If you need it for faster experiments, the file  `HomeCredit_train_small.csv` contains only a small part of the training data.

## Exercise 1: exploratory analysis
Open the dataset using Pandas.

### 1.1
Which fraction of the loans are not repayed? 

### 1.2
Choose 3 variables you like and whose meaning you understand. Make one or two plots for each to describe its distribution (univariate analysis), and to check whether there is an obvious relation to the target variable (bivariate analysis).

In [None]:
# 1.1 
import pandas as pd

#df = pd.read_csv("HomeCredit_train_small.csv")
df = pd.read_csv("HomeCredit_train.csv")
df_blind = pd.read_csv("HomeCredit_test_blind.csv")
m = df["TARGET"].mean()
print(f"Fraction of not repayed loans = {m:.1%}")

In [None]:
# 1.2
import numpy as np
import plotly.graph_objects as go
from plotly.subplots import make_subplots

df_unpaid = df[df['TARGET']==1]
df_paid = df[df['TARGET']==0]

def unpaid_comparison(df, df_unpaid, col, title):
    ## Counts the occurrence of unqiue elements and stores in a series type
    data = df[col].value_counts()
    f1 = go.Bar(x=data.values/np.sum(data)*100, y=data.index, orientation='h',
                marker_color='rgba(0, 0, 255, 0.7)')

    data_unpaid = df_unpaid[col].value_counts() / data * 100.0
    data_unpaid.sort_values(ascending=False, inplace=True)
    f2 = go.Bar(x=data_unpaid.values, y=data_unpaid.index, orientation='h', 
                marker_color='rgba(255, 0, 0, 0.7)')
    
    fig = make_subplots(shared_yaxes=False, rows=1, cols=2, horizontal_spacing=0.3)
    fig.add_trace(f1, row=1, col=1)
    fig.add_trace(f2, row=1, col=2)
    fig.update_yaxes(row=1, col=1, autorange="reversed")
    fig.update_xaxes(title_text="% of people obtained a credit", row=1, col=1)
    fig.update_yaxes(row=1, col=2, autorange="reversed")
    fig.update_xaxes(title_text="% of not paid loan", row=1, col=2)
    fig.update_layout(title_text=title)
    fig.update_traces(showlegend=False)
    fig.show()

unpaid_comparison(df, df_insolvment, 'CODE_GENDER', 'Gender')
unpaid_comparison(df, df_insolvment, 'OCCUPATION_TYPE', 'Occupation Type')
unpaid_comparison(df, df_insolvment, 'NAME_HOUSING_TYPE', 'Housing Type')
unpaid_comparison(df, df_insolvment, 'NAME_EDUCATION_TYPE', 'Education')

#F    9247/131546
#M    6962/68452
#XNA  0/2
#dfp = df_unpaid['CODE_GENDER'].value_counts() / df['CODE_GENDER'].value_counts() 

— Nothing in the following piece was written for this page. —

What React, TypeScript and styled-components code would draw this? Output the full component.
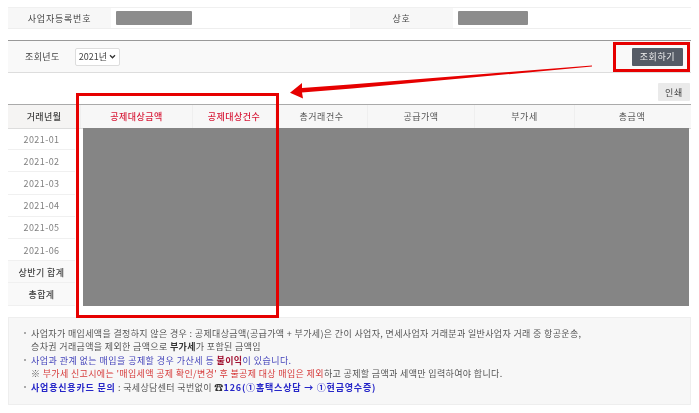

## Exercise 2: preparing a training and a validation dataset

### 2.1
Randomly split the 200k rows of your dataset in two groups; keep 150k rows for training and use 50k for validating your models.

### 2.2
Choose three variables that are already numeric.  Build the following numpy arrays:
- `X_tr` (2 dimensions: 150k rows, 3 columns)
- `y_tr` (1 dimension: 150k elements)
- `X_val` (2 dimensions: 50k rows, 3 columns)
- `y_val` (1 dimension: 150k elements)

## Exercise 3: training and scoring simple models

### 3.1
Train a K-Nearest-Neighbors classifier (use the sklearn function) and compute its accuracy on the validation set.  Compare it with the accuracy of a classifier that always returns 0.  Comment.

### 3.2
Train the classifier with K=20, and use the `predict_proba(...)` function on the trained classifier to obtain a *score* for each instance in the validation set.  Consider the distribution of the scores returned for the instances of the validation set.

Describe what is in this context the concept of TP, TN, FP, FN, TPR, FPR.

Write a function that given a threshold, computes the number of TP, TN, FP, FN. 

How would you describe what the TPR and FPR are in this context?


### 3.3
Using your function defined above, compute the TPR and FPR for a large number of different thresholds.  Plot the ROC curve.

Using the [appropriate sklearn function](https://scikit-learn.org/stable/modules/generated/sklearn.metrics.roc_auc_score.html), compute the AUC of your classifier.

### 3.4
Draw the ROC curve and compute the AUC value for two "dummy" classifiers:
- one that always returns a score of 0 for each sample
- one that returns a random score for each sample

## Exercise 4: training better models (optional)

### 4.1
Normalize the data and repeat the analysis. Is the accuracy better?

### 4.2
Try using other classifiers.  A good option is the [random forest classifier](https://scikit-learn.org/stable/modules/generated/sklearn.ensemble.RandomForestClassifier.html).

### 4.3
Try using more numerical features.

### 4.4
There is a lot of information also in the categorical features. Find a way to use them in a classifier.  For example, you can use One Hot Encoding, implementing it manually or by using the [appropriate sklearn function](https://scikit-learn.org/stable/modules/generated/sklearn.preprocessing.OneHotEncoder.html).

### 4.5
Given a classifier, study how the AUC on the validation data decreases if you use only part of the training data.  Make a plot with the AUC on the y and the fraction of training data on the x. Compare for example 0.1%, 1%, 10%, 100%.

## Exercise 5
Download the testing dataset `HomeCredit_test_blind.csv`. It does not contain the target variable. Predict it with your best classifier, and submit the results as a CSV file.